The United States faces no shortage of laws, with the federal code alone consisting of more than 180,000 pages. Civilization obviously requires some rules, but some exist due to a political version of the old lady who swallowed a fly. Laws cause unintended side effects, and legislators design new laws in a purported attempt to counteract the undesirable consequences of the old.
Over time, the result is not a more finely tuned code, but rather a bloated system that hampers and criminalizes more and more behaviors. The solution is not more laws. Every difficulty of human existence does not have a magical legislative resolution, and the ideal course of action is to find the least intrusive means of eliminating a fly.
This principle holds true in any industry, but overly zealous restriction in a life-saving field such as health care does particular damage. Creators of the original certificate of need (CON) laws made no secret of the fact they were trying to curb the negative outcomes of other laws, and it’s past time to admit CON has turned into yet another failed attempt.
A CON From The Beginning
Those who crafted seminal CON legislation did so in order to stem the gushing flow of money they knew burgeoning healthcare laws would unleash. In 1964, President Johnson was preparing to sign Medicare/Medicaid into law. New York beat him to the punch by preemptively enacting the first CON legislation. As the name suggests, this legislation mandated medical providers prove to a board their services were needed before they could operate or expand.
The creators of CON anticipated an increase in the effects of Roemer’s Law, which states demand for hospital beds will rise as their supply does. More broadly, it means patients will use more health care if they can more easily access it. This occurs in any widely insured society—such as one offering Medicare/Medicaid.
This was of particular concern not just because patients suddenly had endless “free” health care, but because providers were promised reimbursement for it. When Medicare/Medicaid became law, providers were reimbursed on a cost-plus basis, meaning they could perform expensive procedures and be guaranteed taxes would pay for them. This created such an obvious incentive to oversell medical services that Congress made federal Medicare/Medicaid funding dependent on the adoption of state-level CON laws in 1974. Unsurprisingly, 49 of 50 states (all except Louisiana) complied to avoid losing federal funding.
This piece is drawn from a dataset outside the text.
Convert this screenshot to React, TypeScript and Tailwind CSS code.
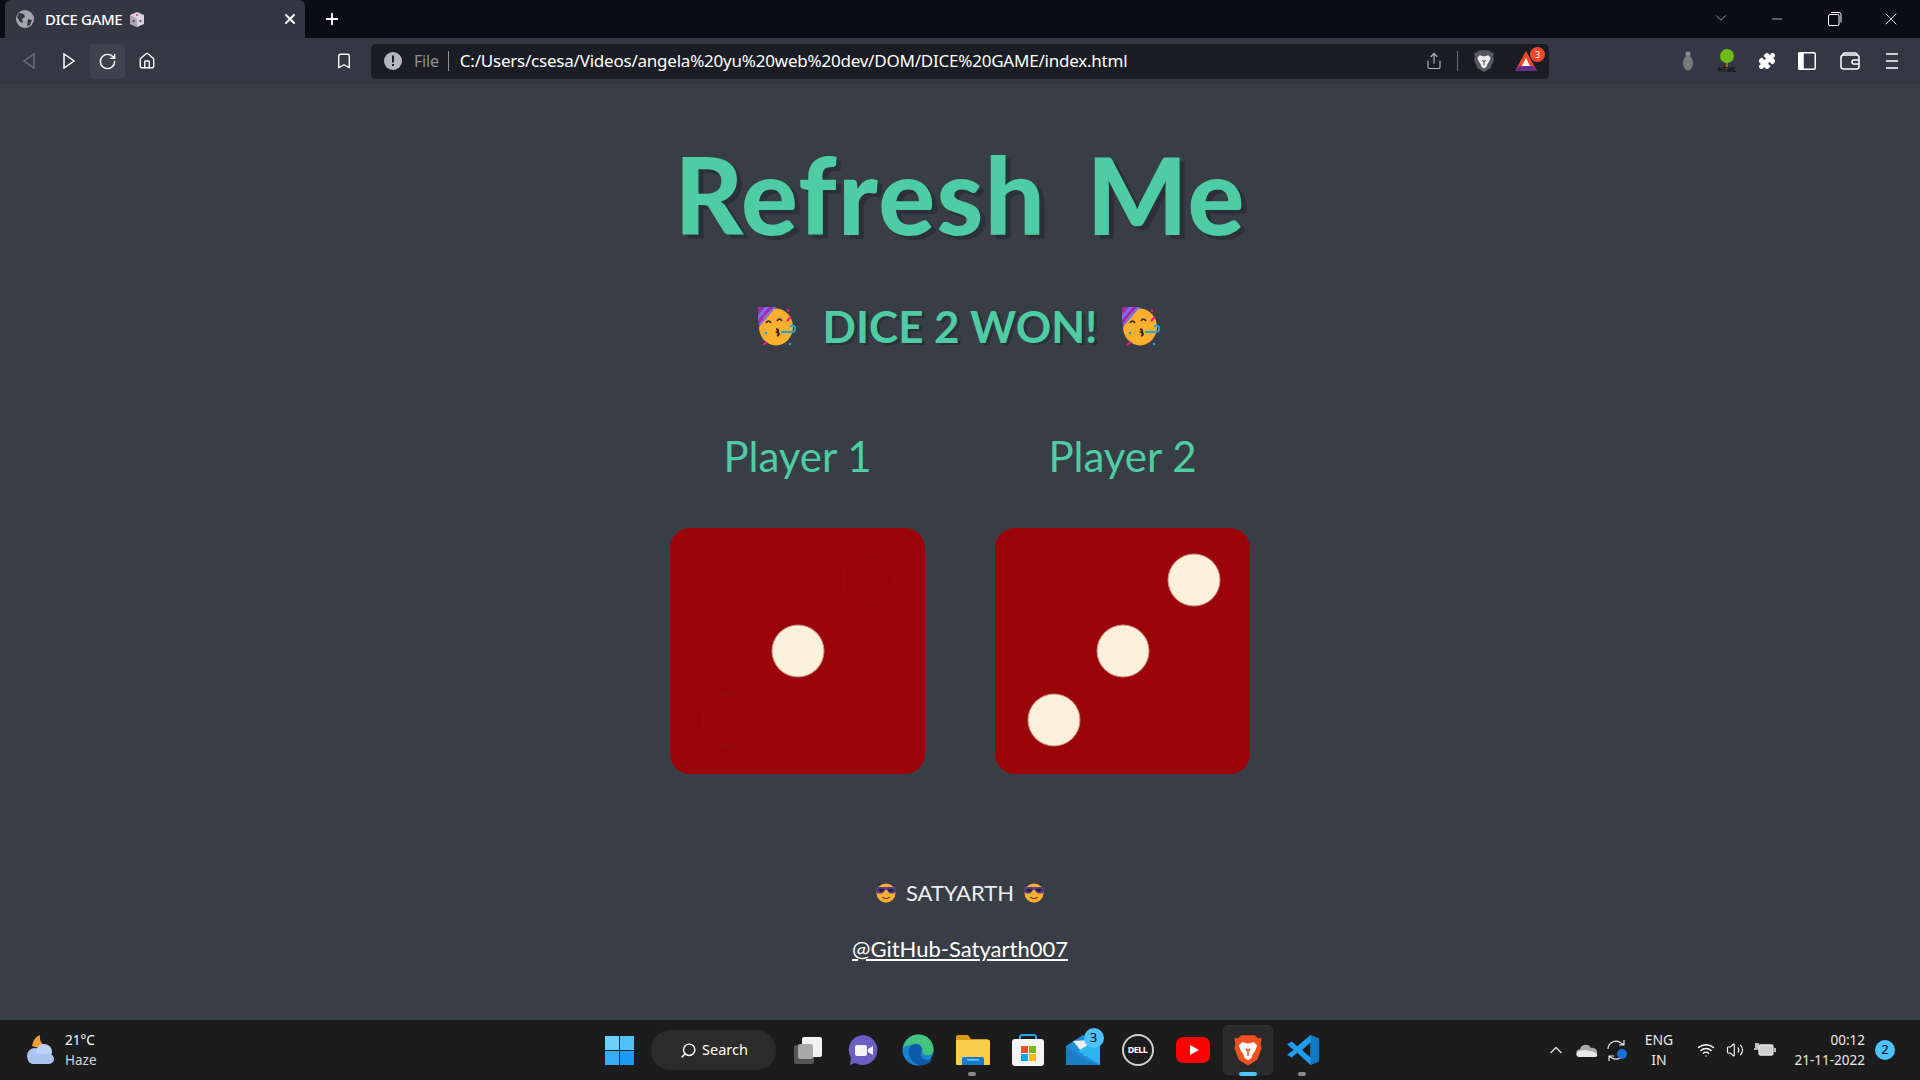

Fortunately, Congress eventually recognized the error of its ways and switched from cost-plus to prospective payment reimbursement, which put a cap on how much providers could expect in tax dollars and resulted in a predictable halt to their “generosity.” This simple restriction of one aspect of the law reined in costs, and, in 1986, Congress reversed the national CON requirement for funding.
However, the damage was done. Existing medical practices saw financial motivation to lobby their state legislators to keep CON. They already had their certificates, and many were happy to draw the ladder up after them to prevent any new competition. To date, only 15 states have repealed CON legislation, because powerful hospital associations can afford to keep support in the legislature.
The Continuing CON
When Congress changed the reimbursement model, providers who valued CON’s anti-competition effect had to tout a different reason for their defense of the unpopular law. This has continued for decades, in a whack-the-mole-esque series of justifications. But again, the stated reasons are typically responses to problems with other laws, as exemplified in this collaborative article from advocates.
Hospitals assert they cannot afford to provide the “free” indigent care their tax-exempt status requires if they face competition. But the precise nature of tax exemption’s relationship to charitable care is the result of a law. Providers using this defense are once more speaking as if the status quo is a state of nature, rather than a malleable legal code. Furthermore, states with CON laws boast no more indigent care than those without it, and for-profit doctors routinely donate their services of their own volition. New entrants under a fair, non-CON marketplace would also be required to provide similar levels of charity care, ensuring a level playing field.
Providers also complain the current tax-funded payment reimbursement structure is still problematic and inadequate, and they “have no control” over this. These are the exact words of the president and CEO of Tennessee’s Baptist Memorial Healthcare, and although some truth may exist in them, this issue is the result of another law.
CON enthusiasts also claim the laws ensure quality medical care. Although being granted a certificate might indeed depend on adherence to safety regulations, the safety regulations themselves already exist separately from CON laws. And any future lack of quality standards, real or fabricated, will be a failure of safety laws.
The CON Of Tomorrow
The steady stream of creative rationale seems unlikely to stop, but it should be apparent by now that beneficiaries of CON are using other legislative shortcomings as a smokescreen. The 15 states that have done away with their CON laws have not seen the apocalyptic scenarios supporters predict, because any difficulties that arise result from other laws that legislators can remedy separately. And that is exactly what needs to happen in the 35 states that are still clinging to their CONs.